** start of Data block **
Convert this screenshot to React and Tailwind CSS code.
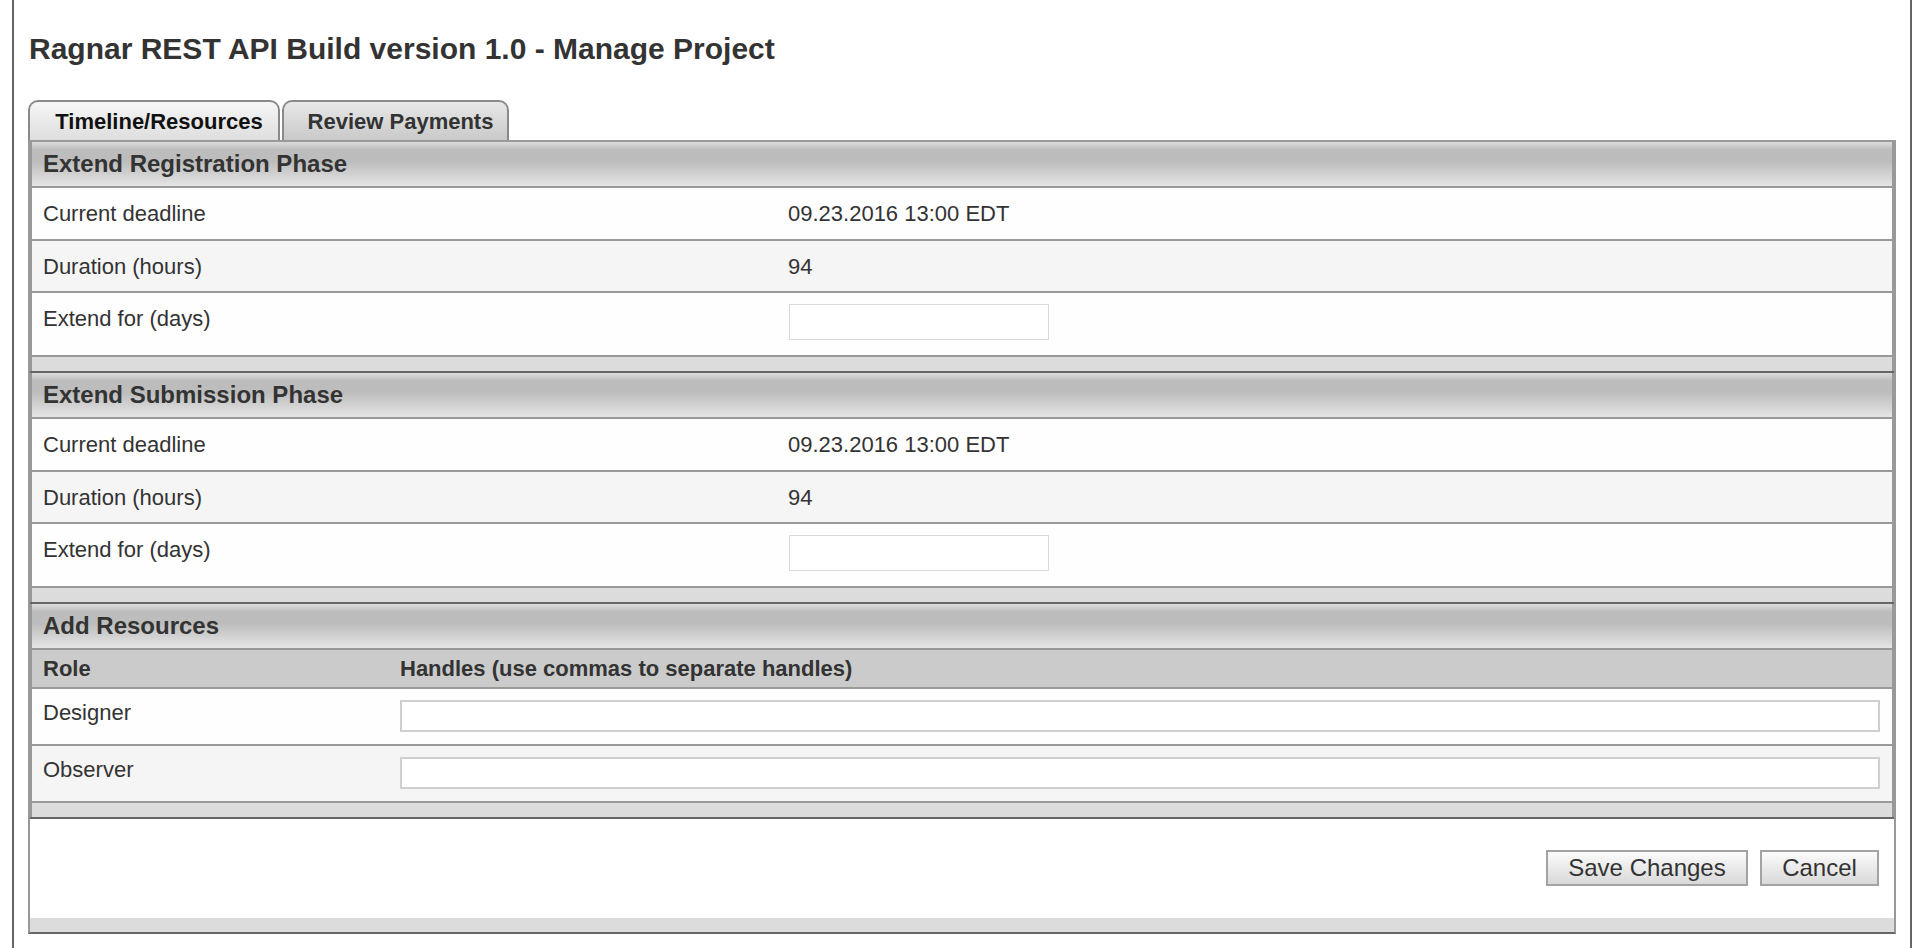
const headerBg =
  'bg-[linear-gradient(to_bottom,#dcdcdc_0%,#bcbcbc_18%,#bdbdbd_45%,#e5e5e5_100%)]';

function Section({ title, children }) {
  return (
    <>
      <div className="border-x-2 border-[#999]">
        <div
          className={`h-[46px] flex items-center pl-[11px] text-[24px] font-bold border-b-2 border-[#999] ${headerBg}`}
        >
          {title}
        </div>
        {children}
        <div className="h-[14px] bg-[#dcdcdc]" />
      </div>
      <div className="h-[2px] bg-[#666]" />
    </>
  );
}

function PhaseRows({ deadline, duration }) {
  return (
    <>
      <div className="h-[53px] flex items-center border-b-2 border-[#999] bg-[#fefefe]">
        <div className="w-[756px] pl-[11px]">Current deadline</div>
        <div>{deadline}</div>
      </div>
      <div className="h-[52px] flex items-center border-b-2 border-[#999] bg-[#f5f5f5]">
        <div className="w-[756px] pl-[11px]">Duration (hours)</div>
        <div>{duration}</div>
      </div>
      <div className="h-[64px] flex items-start pt-[11px] border-b-2 border-[#999] bg-[#fefefe]">
        <div className="w-[757px] pl-[11px] mt-[2px] leading-[26px]">Extend for (days)</div>
        <input type="text" className="w-[260px] h-[36px] border border-[#d9d9d9] bg-white outline-none" />
      </div>
    </>
  );
}

function ResourceRow({ role, shaded }) {
  return (
    <div
      className={`h-[57px] flex items-start pt-[10px] border-b-2 border-[#999] ${shaded ? 'bg-[#f5f5f5]' : 'bg-[#fefefe]'}`}
    >
      <div className="w-[368px] pl-[11px] mt-[1px] leading-[26px]">{role}</div>
      <div className="flex-1 pr-[12px]">
        <input type="text" className="w-full h-[32px] border-2 border-[#cfcfcf] bg-white outline-none" />
      </div>
    </div>
  );
}

export default function App() {
  return (
    <div className="min-h-screen bg-white font-['Liberation_Sans',Arial,sans-serif] text-[22px] text-[#333]">
      <div className="ml-[12px] mr-[14px] min-h-screen border-x-2 border-[#666] px-[14px]">
        <h1 className="h-[100px] pt-[34px] pl-px text-[30px] font-bold leading-[30px]">
          Ragnar REST API Build version 1.0 - Manage Project
        </h1>

        <div className="flex h-[40px] gap-[2px]">
          <div className="w-[252px] flex items-center justify-center pl-[10px] rounded-t-[10px] border-2 border-b-0 border-[#8a8a8a] bg-[linear-gradient(to_bottom,#f6f6f6,#dedede)] text-[22px] font-bold text-[#111]">
            Timeline/Resources
          </div>
          <div className="w-[227px] flex items-center justify-center pl-[10px] rounded-t-[10px] border-2 border-b-0 border-[#8a8a8a] bg-[linear-gradient(to_bottom,#e8e8e8,#c9c9c9)] text-[22px] font-bold text-[#333]">
            Review Payments
          </div>
        </div>

        <div className="w-[1868px] border-x-2 border-t-2 border-b-2 border-[#999] border-b-[#666]">
          <Section title="Extend Registration Phase">
            <PhaseRows deadline="09.23.2016 13:00 EDT" duration="94" />
          </Section>
          <Section title="Extend Submission Phase">
            <PhaseRows deadline="09.23.2016 13:00 EDT" duration="94" />
          </Section>
          <Section title="Add Resources">
            <div className="h-[39px] flex items-center border-b-2 border-[#999] bg-[#cbcbcb] font-bold">
              <div className="w-[368px] pl-[11px]">Role</div>
              <div>Handles (use commas to separate handles)</div>
            </div>
            <ResourceRow role="Designer" />
            <ResourceRow role="Observer" shaded />
          </Section>

          <div className="flex justify-end gap-[12px] pt-[31px] pb-[32px] pr-[15px] bg-white">
            <button className="w-[202px] h-[36px] border-2 border-[#a3a3a3] bg-[linear-gradient(to_bottom,#fbfbfb,#d9d9d9)] text-[24px] leading-none text-[#333]">
              Save Changes
            </button>
            <button className="w-[119px] h-[36px] border-2 border-[#a3a3a3] bg-[linear-gradient(to_bottom,#fbfbfb,#d9d9d9)] text-[24px] leading-none text-[#333]">
              Cancel
            </button>
          </div>
          <div className="h-[14px] bg-[#dcdcdc]" />
        </div>
      </div>
    </div>
  );
}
** end of Data block **
• Required task: Each line of the data should be quoted exactly, with pictures left out.

• Result for this task:
Convert this screenshot to React and Tailwind CSS code.
const headerBg =
  'bg-[linear-gradient(to_bottom,#dcdcdc_0%,#bcbcbc_18%,#bdbdbd_45%,#e5e5e5_100%)]';

function Section({ title, children }) {
  return (
    <>
      <div className="border-x-2 border-[#999]">
        <div
          className={`h-[46px] flex items-center pl-[11px] text-[24px] font-bold border-b-2 border-[#999] ${headerBg}`}
        >
          {title}
        </div>
        {children}
        <div className="h-[14px] bg-[#dcdcdc]" />
      </div>
      <div className="h-[2px] bg-[#666]" />
    </>
  );
}

function PhaseRows({ deadline, duration }) {
  return (
    <>
      <div className="h-[53px] flex items-center border-b-2 border-[#999] bg-[#fefefe]">
        <div className="w-[756px] pl-[11px]">Current deadline</div>
        <div>{deadline}</div>
      </div>
      <div className="h-[52px] flex items-center border-b-2 border-[#999] bg-[#f5f5f5]">
        <div className="w-[756px] pl-[11px]">Duration (hours)</div>
        <div>{duration}</div>
      </div>
      <div className="h-[64px] flex items-start pt-[11px] border-b-2 border-[#999] bg-[#fefefe]">
        <div className="w-[757px] pl-[11px] mt-[2px] leading-[26px]">Extend for (days)</div>
        <input type="text" className="w-[260px] h-[36px] border border-[#d9d9d9] bg-white outline-none" />
      </div>
    </>
  );
}

function ResourceRow({ role, shaded }) {
  return (
    <div
      className={`h-[57px] flex items-start pt-[10px] border-b-2 border-[#999] ${shaded ? 'bg-[#f5f5f5]' : 'bg-[#fefefe]'}`}
    >
      <div className="w-[368px] pl-[11px] mt-[1px] leading-[26px]">{role}</div>
      <div className="flex-1 pr-[12px]">
        <input type="text" className="w-full h-[32px] border-2 border-[#cfcfcf] bg-white outline-none" />
      </div>
    </div>
  );
}

export default function App() {
  return (
    <div className="min-h-screen bg-white font-['Liberation_Sans',Arial,sans-serif] text-[22px] text-[#333]">
      <div className="ml-[12px] mr-[14px] min-h-screen border-x-2 border-[#666] px-[14px]">
        <h1 className="h-[100px] pt-[34px] pl-px text-[30px] font-bold leading-[30px]">
          Ragnar REST API Build version 1.0 - Manage Project
        </h1>

        <div className="flex h-[40px] gap-[2px]">
          <div className="w-[252px] flex items-center justify-center pl-[10px] rounded-t-[10px] border-2 border-b-0 border-[#8a8a8a] bg-[linear-gradient(to_bottom,#f6f6f6,#dedede)] text-[22px] font-bold text-[#111]">
            Timeline/Resources
          </div>
          <div className="w-[227px] flex items-center justify-center pl-[10px] rounded-t-[10px] border-2 border-b-0 border-[#8a8a8a] bg-[linear-gradient(to_bottom,#e8e8e8,#c9c9c9)] text-[22px] font-bold text-[#333]">
            Review Payments
          </div>
        </div>

        <div className="w-[1868px] border-x-2 border-t-2 border-b-2 border-[#999] border-b-[#666]">
          <Section title="Extend Registration Phase">
            <PhaseRows deadline="09.23.2016 13:00 EDT" duration="94" />
          </Section>
          <Section title="Extend Submission Phase">
            <PhaseRows deadline="09.23.2016 13:00 EDT" duration="94" />
          </Section>
          <Section title="Add Resources">
            <div className="h-[39px] flex items-center border-b-2 border-[#999] bg-[#cbcbcb] font-bold">
              <div className="w-[368px] pl-[11px]">Role</div>
              <div>Handles (use commas to separate handles)</div>
            </div>
            <ResourceRow role="Designer" />
            <ResourceRow role="Observer" shaded />
          </Section>

          <div className="flex justify-end gap-[12px] pt-[31px] pb-[32px] pr-[15px] bg-white">
            <button className="w-[202px] h-[36px] border-2 border-[#a3a3a3] bg-[linear-gradient(to_bottom,#fbfbfb,#d9d9d9)] text-[24px] leading-none text-[#333]">
              Save Changes
            </button>
            <button className="w-[119px] h-[36px] border-2 border-[#a3a3a3] bg-[linear-gradient(to_bottom,#fbfbfb,#d9d9d9)] text-[24px] leading-none text-[#333]">
              Cancel
            </button>
          </div>
          <div className="h-[14px] bg-[#dcdcdc]" />
        </div>
      </div>
    </div>
  );
}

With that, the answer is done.